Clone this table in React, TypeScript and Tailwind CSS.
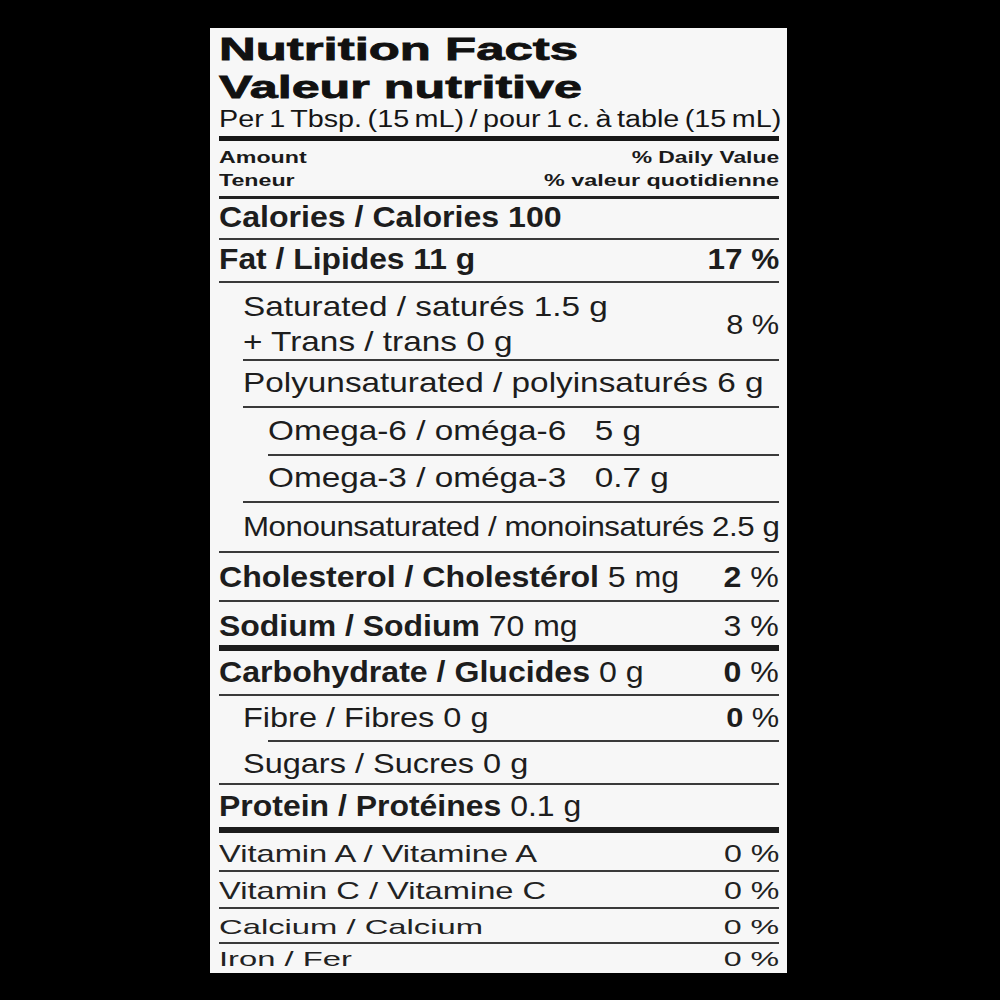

==========

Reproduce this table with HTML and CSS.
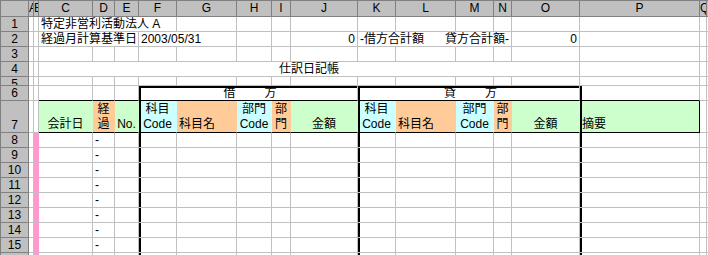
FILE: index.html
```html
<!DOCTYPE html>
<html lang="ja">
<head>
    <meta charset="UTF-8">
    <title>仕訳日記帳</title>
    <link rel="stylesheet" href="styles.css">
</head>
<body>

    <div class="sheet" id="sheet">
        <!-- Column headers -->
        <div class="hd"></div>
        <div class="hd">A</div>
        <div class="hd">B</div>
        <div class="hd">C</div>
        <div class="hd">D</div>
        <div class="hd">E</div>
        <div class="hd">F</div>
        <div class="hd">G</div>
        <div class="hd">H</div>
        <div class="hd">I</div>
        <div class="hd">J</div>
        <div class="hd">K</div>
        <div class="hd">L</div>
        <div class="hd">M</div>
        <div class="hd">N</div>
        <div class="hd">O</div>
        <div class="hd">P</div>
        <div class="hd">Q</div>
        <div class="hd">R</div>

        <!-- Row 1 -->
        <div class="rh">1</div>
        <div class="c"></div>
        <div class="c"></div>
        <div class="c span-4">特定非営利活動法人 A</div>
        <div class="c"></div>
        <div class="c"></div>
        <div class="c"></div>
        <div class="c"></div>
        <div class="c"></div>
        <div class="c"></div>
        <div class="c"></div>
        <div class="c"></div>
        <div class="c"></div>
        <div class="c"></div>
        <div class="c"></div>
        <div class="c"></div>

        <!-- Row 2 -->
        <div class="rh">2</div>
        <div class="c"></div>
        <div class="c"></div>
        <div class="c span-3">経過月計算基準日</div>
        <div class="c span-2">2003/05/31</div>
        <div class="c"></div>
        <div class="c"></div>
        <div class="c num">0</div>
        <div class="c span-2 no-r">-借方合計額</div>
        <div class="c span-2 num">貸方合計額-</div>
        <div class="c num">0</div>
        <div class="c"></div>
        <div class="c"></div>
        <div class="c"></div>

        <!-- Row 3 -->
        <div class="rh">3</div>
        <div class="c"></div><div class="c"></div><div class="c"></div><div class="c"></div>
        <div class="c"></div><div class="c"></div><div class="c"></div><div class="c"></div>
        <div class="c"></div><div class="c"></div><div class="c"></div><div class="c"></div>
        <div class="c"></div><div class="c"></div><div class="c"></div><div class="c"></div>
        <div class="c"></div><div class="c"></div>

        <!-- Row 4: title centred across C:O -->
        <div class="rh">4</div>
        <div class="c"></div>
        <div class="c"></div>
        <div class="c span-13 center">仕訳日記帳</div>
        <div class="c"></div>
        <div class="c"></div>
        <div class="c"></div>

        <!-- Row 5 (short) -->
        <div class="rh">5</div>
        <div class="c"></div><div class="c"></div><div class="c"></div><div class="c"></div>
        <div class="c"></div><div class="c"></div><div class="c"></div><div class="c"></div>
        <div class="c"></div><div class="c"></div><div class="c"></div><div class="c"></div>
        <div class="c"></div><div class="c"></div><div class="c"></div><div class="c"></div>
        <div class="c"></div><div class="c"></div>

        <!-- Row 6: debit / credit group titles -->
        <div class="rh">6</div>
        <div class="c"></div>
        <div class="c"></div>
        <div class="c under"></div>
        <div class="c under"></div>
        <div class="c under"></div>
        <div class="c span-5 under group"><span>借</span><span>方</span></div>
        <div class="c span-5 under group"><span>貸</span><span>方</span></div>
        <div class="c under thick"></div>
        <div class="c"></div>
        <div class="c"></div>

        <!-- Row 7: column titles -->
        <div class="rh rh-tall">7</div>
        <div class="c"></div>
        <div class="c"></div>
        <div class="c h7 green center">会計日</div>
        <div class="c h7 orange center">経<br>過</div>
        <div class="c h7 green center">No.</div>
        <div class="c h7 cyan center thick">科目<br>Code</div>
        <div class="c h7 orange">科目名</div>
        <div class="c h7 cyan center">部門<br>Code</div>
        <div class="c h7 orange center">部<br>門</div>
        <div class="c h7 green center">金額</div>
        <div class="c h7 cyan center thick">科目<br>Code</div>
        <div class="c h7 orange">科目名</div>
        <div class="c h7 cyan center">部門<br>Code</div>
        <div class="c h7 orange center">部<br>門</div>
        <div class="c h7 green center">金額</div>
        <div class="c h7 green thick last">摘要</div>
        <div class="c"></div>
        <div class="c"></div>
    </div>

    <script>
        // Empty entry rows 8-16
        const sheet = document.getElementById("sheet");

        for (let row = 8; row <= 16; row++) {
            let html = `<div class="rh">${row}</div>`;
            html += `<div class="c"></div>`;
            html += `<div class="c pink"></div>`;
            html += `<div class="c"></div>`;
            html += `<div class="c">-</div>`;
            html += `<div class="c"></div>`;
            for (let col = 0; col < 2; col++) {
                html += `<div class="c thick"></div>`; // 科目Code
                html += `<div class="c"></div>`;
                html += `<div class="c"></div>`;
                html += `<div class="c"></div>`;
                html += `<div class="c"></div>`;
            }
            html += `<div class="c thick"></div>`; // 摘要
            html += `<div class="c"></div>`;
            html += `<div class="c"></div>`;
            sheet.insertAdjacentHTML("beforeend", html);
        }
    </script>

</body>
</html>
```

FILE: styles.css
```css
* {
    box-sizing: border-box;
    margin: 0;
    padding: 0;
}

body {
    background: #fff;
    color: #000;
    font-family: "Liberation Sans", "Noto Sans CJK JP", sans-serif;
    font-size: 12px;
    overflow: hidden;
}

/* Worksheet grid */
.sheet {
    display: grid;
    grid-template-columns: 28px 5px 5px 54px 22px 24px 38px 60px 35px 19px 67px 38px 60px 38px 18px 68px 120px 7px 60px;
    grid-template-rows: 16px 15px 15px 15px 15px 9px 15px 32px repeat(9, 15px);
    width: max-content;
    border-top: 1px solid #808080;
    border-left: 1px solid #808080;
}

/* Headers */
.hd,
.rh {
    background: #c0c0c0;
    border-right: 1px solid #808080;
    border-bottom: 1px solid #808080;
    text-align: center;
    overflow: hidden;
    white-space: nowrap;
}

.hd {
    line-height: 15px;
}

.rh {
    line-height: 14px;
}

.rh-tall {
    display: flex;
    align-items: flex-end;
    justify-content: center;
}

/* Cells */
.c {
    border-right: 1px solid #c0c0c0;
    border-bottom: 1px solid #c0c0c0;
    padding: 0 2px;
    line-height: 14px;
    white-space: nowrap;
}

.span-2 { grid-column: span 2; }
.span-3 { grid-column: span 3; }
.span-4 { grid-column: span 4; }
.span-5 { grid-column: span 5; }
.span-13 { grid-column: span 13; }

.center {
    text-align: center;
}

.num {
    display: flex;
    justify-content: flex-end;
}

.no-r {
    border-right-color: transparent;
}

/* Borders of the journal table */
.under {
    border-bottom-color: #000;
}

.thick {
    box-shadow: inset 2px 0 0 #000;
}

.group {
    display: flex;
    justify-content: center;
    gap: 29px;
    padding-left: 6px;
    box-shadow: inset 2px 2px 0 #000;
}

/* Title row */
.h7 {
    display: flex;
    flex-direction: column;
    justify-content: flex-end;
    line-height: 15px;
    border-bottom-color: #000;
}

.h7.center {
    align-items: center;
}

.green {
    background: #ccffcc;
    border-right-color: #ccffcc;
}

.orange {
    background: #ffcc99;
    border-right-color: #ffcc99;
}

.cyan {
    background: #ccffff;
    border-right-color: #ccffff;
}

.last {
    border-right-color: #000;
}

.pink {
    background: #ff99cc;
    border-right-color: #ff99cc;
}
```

==========

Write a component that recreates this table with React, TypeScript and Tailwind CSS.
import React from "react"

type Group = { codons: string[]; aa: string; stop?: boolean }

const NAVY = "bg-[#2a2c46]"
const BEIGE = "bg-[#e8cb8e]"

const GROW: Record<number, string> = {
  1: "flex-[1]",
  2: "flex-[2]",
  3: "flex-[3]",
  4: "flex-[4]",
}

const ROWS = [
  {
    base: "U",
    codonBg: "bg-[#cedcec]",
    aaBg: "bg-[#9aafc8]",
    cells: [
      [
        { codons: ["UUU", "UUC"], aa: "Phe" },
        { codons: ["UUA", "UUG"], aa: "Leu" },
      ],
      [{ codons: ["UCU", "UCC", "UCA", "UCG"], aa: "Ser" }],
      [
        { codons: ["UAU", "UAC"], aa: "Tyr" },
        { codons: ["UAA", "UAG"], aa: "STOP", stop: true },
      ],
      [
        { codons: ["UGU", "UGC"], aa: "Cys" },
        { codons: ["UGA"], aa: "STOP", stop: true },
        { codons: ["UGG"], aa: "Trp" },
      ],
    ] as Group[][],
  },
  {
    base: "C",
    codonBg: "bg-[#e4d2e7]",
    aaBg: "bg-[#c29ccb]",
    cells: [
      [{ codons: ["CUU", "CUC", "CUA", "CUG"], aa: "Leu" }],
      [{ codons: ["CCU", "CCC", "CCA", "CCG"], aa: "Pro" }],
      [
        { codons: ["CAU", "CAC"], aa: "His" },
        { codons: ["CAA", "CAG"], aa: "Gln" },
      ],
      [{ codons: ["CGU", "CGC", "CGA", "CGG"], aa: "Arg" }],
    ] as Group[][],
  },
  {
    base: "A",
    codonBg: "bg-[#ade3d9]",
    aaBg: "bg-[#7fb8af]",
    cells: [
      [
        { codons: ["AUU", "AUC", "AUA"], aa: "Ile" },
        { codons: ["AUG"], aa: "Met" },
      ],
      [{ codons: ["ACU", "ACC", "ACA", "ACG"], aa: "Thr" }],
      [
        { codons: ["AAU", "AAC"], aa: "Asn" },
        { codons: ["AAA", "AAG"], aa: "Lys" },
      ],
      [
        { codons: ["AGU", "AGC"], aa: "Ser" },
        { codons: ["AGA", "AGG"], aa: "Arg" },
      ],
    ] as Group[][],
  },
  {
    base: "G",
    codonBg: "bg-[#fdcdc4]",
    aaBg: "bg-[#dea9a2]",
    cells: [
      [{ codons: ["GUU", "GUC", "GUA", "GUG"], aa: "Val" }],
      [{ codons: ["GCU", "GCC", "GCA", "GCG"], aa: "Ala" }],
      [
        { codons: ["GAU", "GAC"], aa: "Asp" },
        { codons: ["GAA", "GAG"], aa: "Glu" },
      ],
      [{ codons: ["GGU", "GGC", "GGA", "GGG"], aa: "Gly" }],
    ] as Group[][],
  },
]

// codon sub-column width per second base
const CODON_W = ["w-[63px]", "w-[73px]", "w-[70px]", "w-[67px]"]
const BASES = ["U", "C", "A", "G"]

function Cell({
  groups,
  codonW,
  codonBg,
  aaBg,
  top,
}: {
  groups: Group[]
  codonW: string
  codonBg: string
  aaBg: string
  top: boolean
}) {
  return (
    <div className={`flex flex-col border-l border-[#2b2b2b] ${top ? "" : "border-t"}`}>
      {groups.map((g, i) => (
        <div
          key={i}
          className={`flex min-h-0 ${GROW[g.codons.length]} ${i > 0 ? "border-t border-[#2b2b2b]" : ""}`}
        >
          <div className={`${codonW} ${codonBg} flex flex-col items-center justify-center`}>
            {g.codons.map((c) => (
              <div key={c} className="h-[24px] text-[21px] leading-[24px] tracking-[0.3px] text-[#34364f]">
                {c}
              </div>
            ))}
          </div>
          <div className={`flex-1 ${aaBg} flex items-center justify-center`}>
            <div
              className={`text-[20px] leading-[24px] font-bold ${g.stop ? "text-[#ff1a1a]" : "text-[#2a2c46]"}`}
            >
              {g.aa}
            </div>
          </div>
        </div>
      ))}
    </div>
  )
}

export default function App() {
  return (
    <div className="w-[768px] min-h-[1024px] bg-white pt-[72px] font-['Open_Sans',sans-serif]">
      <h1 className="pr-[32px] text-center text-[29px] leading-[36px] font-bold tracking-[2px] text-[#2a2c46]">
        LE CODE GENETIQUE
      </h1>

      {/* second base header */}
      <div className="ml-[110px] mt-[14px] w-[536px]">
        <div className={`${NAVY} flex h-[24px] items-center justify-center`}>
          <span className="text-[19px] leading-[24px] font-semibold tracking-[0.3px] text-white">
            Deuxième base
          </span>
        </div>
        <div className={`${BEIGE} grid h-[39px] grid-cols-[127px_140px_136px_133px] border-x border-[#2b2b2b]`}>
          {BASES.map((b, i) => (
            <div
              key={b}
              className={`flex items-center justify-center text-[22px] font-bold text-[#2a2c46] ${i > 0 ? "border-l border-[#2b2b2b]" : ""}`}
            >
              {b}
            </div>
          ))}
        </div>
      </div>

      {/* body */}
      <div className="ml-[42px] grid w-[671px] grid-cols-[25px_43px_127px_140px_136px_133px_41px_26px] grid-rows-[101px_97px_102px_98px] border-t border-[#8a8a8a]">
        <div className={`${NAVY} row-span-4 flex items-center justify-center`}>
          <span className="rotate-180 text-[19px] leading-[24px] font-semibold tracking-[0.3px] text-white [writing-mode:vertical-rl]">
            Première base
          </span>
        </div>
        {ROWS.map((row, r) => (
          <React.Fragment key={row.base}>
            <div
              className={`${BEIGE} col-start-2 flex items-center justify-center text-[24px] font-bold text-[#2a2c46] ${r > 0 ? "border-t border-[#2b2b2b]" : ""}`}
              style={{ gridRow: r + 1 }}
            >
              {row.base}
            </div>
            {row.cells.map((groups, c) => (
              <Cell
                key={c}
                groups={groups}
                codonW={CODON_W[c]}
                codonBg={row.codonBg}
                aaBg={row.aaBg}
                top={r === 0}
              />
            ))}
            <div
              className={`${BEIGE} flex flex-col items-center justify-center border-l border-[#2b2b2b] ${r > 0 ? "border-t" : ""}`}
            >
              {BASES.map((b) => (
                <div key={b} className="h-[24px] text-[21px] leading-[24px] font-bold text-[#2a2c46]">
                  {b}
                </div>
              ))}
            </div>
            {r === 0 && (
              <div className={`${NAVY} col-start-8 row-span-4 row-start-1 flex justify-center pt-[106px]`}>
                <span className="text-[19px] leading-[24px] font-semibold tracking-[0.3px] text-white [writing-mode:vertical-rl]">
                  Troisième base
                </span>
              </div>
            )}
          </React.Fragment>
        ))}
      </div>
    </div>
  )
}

==========

WHAT YOU NEED TO DO.
Determine how many lines of the entries above carry the string "table", and give that number alone.

RESULT OF THIS EXERCISE.
4